Simultaneously, the valve 88 reverses position, so that fluid at full pressure is
delivered to the tongs. Now developing high torque, the tongs rotate the pipe very
slowly, at five rpm or less, and this speed can be regulated by means of valve 36,
until the desired makeup torque is reached for example 2000 ftlb. At the preset cutoff
torque level, stylus blade 70 enters the air gap unit, causing logic unit 76 to deliver
a high pressure signal to open the second shunt valve 86, thereby automatically halting
tongs operation.
[0025] The embodiment of the invention described above has proven extremely reliable in
testing. The absence of sophisticated electronic monitors, alarms, and the like is
attractive from a cost and repairability standpoint, and in fact the torque record
charts have demonstrated unequaled consistency from connection to connection.
[0026] Comparative charts of torque T vs. turns N for conventional and shouldered threads
are shown in Figures 3a and 3b. Plainly, the more rapid torque increase rate of the
shouldered connection calls for a torque controller having fast response.
[0027] In other examples (not shown), electronic components could be substituted for the
pneumatic components described. A fully pneumatic system is presently preferred, however,
because many rig operators understandably prefer to keep electrical devices of all
types away from the rig deck.
1. A control system for a power tongs (30), the control system comprising a snub line
(54) for restraining the tongs (30), a first snub line tension transducer (56) for
sensing when tongs torque is in the hand-tight range, a second snub line tension transducer
(61) for sensing when tongs torque is in the full makeup torque range, first means
(86) responsive to the first transducer (56) for halting tongs operation at a preset
hand-tight torque level, second means (B, 86) responsive to the second transducer
(61) for halting tongs operation at a preset full makeup torque level, and disabling
means (62,60) for disabling the first means (86).
2. A system according to claim 1, for controlling tongs having high and low speeds
and a gear selector (34) for choosing between the speeds, wherein the disabling means
(62, 60) is controlled by the gear selector (34).
3. A system according to claim 2, wherein the disabling means (62,60) is actuated
to disable the first means (86) only when the tongs are operated in the lower of the
two speeds.
4. A power tongs assembly comprising a power tongs (30) and a control system according
to any of the preceding claims.
5. An assembly according to claim 4, when dependant on claim 2 or claim 3, wherein
the ratio between the high and low speeds is at least 4:1.
6. An assembly according to claim 5, wherein the overall gear ratio between a motor
(36) and tongs jaws (32) of the tongs (30) is substantially 250:1 in the low speed
and substantially 60:1 in the high speed.

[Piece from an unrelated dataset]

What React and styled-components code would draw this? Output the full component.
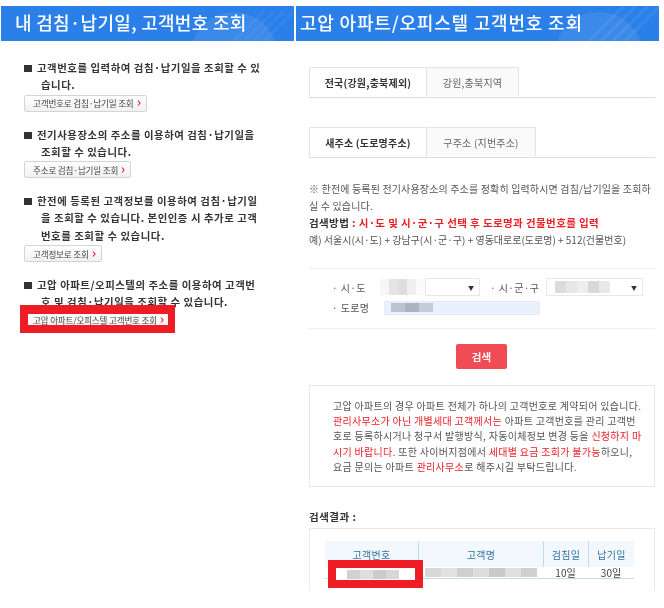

7. A control system for a multi-speed power tongs (30), the system comprising a plurality
of tongs torque limiters (56,61) set to halt tongs operation at different torque levels,
means (34) for controlling the tongs operational speed, and means (62,60) responsive
to the speed control means (34) fnr disabling one of the torque limiters (56,61).
8. A torque control system for making up shouldered pipe connections comprising multi-speed
power tongs (30) having one speed ratio of at least 50:1 and another speed ratio of
at least 200:1.
9. A torque control system according to claim 8, further comprising means (34) for
selecting between tongs speeds, a first tongs torque limiter (56) operative at hand-tight
levels, a second tongs torque limiter (61) operative at full makeup torque levels,
and means (62,60) responsive to the selecting means (34) for disabling the first limiter
(56) only when the tongs are operated at their lower speed.